Sì, il romanticismo è morto, e lo ha ucciso Gino Paoli col suo cazzo.
Il nonno della canzone italiana, in un'intervista al Corriere, ha deciso di pisciare su decenni di romanticismo da quattro soldi e raccontare la verità dietro Il cielo in una stanza.
La verità? È nata dopo una scopata in una stanza viola con gli specchi, tra le lenzuola lise di un bordello genovese. A rivelarlo è stato lo stesso Paoli, che ha candidamente dichiarato che il suo capolavoro fu ispirato da “un amoretto con una puttana”:
Mi piaceva proprio tanto, e io piacevo a lei
Lo dice oggi, a 89 anni, con la stessa nonchalance con cui noi raccontiamo un match sfigato su Grindr.
Il nostro Gino nazionale, prima di diventare un’istituzione, frequentava i casini di Genova da povero e arrapato. Lì incontra una prostituta (“non ricordo il nome, ricordo che era molto carina”) e se ne invaghisce.
Ci va un paio di volte, poi succede quello che succede a tutti i comuni mortali: finiscono i soldi.
E allora? Niente piagnistei. Il giovane Paoli ruba un'enciclopedia al padre, la rivende, e con il ricavato torna dalla sua bella.
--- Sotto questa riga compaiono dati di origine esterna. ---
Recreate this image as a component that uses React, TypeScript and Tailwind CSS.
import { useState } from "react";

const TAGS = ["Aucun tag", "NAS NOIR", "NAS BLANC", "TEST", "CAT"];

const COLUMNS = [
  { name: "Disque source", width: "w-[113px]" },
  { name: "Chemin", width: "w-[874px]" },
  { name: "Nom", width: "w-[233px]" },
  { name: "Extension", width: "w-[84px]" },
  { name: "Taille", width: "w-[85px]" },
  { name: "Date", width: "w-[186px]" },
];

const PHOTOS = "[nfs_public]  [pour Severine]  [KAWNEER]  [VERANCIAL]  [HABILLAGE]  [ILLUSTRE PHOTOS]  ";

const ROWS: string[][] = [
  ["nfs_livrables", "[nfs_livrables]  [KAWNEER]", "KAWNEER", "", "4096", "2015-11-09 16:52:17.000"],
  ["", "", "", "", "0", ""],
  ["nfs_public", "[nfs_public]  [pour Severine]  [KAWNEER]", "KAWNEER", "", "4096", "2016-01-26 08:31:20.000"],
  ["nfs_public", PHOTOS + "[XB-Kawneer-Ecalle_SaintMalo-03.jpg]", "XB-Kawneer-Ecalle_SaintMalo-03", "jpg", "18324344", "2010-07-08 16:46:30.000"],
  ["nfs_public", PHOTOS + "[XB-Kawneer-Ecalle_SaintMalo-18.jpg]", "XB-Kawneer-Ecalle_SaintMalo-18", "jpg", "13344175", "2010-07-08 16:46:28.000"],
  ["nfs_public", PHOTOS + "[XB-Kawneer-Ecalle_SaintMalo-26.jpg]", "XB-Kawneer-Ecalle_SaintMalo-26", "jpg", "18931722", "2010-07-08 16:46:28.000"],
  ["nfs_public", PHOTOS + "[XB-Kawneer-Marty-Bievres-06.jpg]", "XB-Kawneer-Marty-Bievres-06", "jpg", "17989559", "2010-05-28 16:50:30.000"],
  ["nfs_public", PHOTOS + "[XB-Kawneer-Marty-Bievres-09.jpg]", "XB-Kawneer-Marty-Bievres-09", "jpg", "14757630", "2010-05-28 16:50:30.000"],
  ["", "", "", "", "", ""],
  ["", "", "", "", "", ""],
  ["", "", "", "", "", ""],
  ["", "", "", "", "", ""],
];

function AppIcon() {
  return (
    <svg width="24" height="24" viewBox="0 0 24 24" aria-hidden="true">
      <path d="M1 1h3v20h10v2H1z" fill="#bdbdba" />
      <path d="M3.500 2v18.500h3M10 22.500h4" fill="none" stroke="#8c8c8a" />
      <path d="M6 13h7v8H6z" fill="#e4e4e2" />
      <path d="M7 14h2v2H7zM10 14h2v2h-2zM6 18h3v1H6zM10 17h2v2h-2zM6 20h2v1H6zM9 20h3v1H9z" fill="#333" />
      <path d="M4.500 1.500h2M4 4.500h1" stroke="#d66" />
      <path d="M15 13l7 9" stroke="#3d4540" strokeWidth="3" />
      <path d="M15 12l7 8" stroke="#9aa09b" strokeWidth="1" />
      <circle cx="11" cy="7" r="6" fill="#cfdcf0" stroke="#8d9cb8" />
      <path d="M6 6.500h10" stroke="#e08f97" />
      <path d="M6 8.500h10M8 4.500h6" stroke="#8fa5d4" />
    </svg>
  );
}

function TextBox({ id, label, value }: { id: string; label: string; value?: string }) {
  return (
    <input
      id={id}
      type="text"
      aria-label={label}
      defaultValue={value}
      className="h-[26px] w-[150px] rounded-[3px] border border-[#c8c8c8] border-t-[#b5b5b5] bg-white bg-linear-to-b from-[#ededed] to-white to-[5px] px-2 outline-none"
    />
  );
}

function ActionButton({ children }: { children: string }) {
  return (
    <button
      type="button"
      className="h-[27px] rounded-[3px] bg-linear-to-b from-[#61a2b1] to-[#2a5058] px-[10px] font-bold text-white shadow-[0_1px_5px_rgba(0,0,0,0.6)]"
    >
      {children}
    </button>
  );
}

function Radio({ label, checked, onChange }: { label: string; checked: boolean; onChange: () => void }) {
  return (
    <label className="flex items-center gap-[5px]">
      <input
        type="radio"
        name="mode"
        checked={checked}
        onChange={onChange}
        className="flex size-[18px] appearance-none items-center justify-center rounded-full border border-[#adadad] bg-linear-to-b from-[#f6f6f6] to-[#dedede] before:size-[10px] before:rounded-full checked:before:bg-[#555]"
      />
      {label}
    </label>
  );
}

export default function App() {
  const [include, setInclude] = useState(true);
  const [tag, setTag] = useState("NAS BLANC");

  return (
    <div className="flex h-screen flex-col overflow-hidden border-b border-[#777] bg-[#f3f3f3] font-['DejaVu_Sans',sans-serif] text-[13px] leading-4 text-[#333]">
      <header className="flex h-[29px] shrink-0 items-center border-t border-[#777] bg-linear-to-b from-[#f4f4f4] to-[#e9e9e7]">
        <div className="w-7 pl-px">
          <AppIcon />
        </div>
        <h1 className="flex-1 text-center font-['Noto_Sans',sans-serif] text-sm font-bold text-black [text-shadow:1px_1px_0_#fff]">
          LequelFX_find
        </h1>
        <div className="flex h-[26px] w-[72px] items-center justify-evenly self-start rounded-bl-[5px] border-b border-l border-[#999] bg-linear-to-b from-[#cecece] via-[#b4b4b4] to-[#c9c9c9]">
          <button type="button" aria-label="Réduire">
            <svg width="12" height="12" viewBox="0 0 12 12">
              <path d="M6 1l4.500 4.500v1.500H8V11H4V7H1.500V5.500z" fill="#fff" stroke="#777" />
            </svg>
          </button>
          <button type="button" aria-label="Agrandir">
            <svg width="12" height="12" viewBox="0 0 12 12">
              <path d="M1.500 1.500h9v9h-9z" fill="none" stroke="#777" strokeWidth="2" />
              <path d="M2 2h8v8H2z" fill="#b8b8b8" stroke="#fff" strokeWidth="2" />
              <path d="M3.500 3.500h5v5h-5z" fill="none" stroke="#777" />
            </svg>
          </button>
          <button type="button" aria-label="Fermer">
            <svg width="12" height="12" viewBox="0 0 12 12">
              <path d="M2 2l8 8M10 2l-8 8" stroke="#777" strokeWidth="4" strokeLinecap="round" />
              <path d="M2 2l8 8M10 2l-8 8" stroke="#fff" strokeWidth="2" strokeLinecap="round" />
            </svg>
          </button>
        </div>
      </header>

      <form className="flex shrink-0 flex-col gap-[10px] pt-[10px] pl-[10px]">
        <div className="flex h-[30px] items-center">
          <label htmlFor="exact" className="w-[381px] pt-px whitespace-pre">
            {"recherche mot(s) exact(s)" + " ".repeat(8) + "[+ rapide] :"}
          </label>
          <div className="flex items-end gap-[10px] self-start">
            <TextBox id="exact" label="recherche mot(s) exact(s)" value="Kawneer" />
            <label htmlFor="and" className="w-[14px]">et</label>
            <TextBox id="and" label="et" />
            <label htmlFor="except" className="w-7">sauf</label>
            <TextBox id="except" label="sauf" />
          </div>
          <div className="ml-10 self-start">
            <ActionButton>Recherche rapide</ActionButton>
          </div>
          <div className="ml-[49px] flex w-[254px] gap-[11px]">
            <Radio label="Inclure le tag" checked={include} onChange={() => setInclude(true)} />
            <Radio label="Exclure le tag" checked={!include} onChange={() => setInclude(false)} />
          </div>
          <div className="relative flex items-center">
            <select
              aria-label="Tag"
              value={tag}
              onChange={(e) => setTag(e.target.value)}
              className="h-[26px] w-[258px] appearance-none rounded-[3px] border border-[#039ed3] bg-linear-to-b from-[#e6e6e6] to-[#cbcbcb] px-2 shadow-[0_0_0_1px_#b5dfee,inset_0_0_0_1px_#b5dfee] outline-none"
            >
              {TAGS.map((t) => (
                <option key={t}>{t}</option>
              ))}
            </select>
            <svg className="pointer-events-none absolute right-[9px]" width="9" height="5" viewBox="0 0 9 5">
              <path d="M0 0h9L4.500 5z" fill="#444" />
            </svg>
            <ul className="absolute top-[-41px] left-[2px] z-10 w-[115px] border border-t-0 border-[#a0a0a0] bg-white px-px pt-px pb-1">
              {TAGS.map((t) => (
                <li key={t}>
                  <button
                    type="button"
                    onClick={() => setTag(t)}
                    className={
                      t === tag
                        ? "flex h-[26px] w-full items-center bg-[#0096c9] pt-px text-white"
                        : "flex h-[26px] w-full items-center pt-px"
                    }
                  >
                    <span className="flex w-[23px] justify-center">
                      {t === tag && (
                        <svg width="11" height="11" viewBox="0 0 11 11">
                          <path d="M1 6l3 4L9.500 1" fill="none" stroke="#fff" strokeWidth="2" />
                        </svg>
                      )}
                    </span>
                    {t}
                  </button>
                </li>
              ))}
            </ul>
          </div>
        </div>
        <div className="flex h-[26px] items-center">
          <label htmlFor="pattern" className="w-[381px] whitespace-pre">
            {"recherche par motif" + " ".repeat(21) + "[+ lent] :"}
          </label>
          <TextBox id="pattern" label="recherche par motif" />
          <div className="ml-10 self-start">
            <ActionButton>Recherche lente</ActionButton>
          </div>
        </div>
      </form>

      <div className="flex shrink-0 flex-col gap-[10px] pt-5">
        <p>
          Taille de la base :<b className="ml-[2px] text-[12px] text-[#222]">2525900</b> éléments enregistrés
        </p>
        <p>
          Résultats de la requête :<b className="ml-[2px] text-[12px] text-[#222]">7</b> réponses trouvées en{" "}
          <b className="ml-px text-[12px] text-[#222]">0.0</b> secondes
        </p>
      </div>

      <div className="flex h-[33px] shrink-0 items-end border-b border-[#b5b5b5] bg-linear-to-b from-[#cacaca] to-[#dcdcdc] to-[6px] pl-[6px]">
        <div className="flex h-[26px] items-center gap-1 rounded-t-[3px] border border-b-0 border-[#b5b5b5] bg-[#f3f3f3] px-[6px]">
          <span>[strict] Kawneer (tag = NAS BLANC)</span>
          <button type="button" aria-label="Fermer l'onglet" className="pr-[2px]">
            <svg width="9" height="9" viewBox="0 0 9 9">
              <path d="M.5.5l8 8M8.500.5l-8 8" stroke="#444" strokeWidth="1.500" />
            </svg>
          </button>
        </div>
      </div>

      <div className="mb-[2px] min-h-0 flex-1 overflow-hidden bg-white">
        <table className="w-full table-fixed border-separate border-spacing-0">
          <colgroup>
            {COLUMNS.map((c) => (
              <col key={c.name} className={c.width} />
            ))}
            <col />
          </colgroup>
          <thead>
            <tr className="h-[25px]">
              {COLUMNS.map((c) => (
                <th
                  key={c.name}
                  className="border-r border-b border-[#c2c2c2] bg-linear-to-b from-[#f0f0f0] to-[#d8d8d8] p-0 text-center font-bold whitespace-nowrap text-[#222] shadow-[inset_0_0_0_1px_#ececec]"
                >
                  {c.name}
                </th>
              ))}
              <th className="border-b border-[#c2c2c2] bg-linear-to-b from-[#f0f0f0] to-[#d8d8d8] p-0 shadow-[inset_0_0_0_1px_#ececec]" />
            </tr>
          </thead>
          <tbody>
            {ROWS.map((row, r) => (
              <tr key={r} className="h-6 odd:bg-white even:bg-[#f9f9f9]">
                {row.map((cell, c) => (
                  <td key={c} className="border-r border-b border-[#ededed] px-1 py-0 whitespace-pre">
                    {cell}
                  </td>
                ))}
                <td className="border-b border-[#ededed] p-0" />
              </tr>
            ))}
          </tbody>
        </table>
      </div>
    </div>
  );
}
Un gesto così poeticamente sfigato che sembra un coming-of-age prodotto da Barbara D’Urso in crisi mistica.
La relazione va avanti, quasi come una storia vera. Lui la va a prendere la mattina, quando stacca dal “turno”, e girano per Genova come due fidanzatini borderline.
Ma poi arriva il finale da neorealismo tossico: lei deve cambiare città (le sex worker all’epoca facevano tipo un tour promozionale tra bordelli), gli chiede di seguirla, e lui risponde:
Mi dispiace tantissimo, ma debbo dirti di no
Traduzione: ciao core, ciao orgasmi in technicolor.
E proprio parlando di orgasmi, arriva la vera rivelazione:
L’armonica nella canzone è l’orgasmo
Ogni volta che Mina canta “quando sei qui con me”, una Madonna piange sangue e un vecchio trombettista gode come un riccio.
E quella famosa stanza viola? Non era una metafora. Era proprio viola.
Nei bordelli di lusso c’erano gli specchi, nei casini “popolari” (quelli che si poteva permettere lui) i muri erano dipinti con “colori impossibili”.
Ma il meglio deve ancora venire.
Parlando della Genova pre-Legge Merlin, Paoli ricorda i pellegrinaggi nei bordelli come se fossero santuari:
Facemmo la Via Crucis nei bordelli. Offrivamo fiori e champagne. Loro ci regalarono le insegne con la lista e il costo delle prestazioni
Altro che Spotify Wrapped.
Quindi no, Il cielo in una stanza non è una canzone d’amore.
È un’ode alla figa mercenaria, agli specchi sul soffitto e alla giovinezza arrapata.
E forse, proprio per questo, è un capolavoro.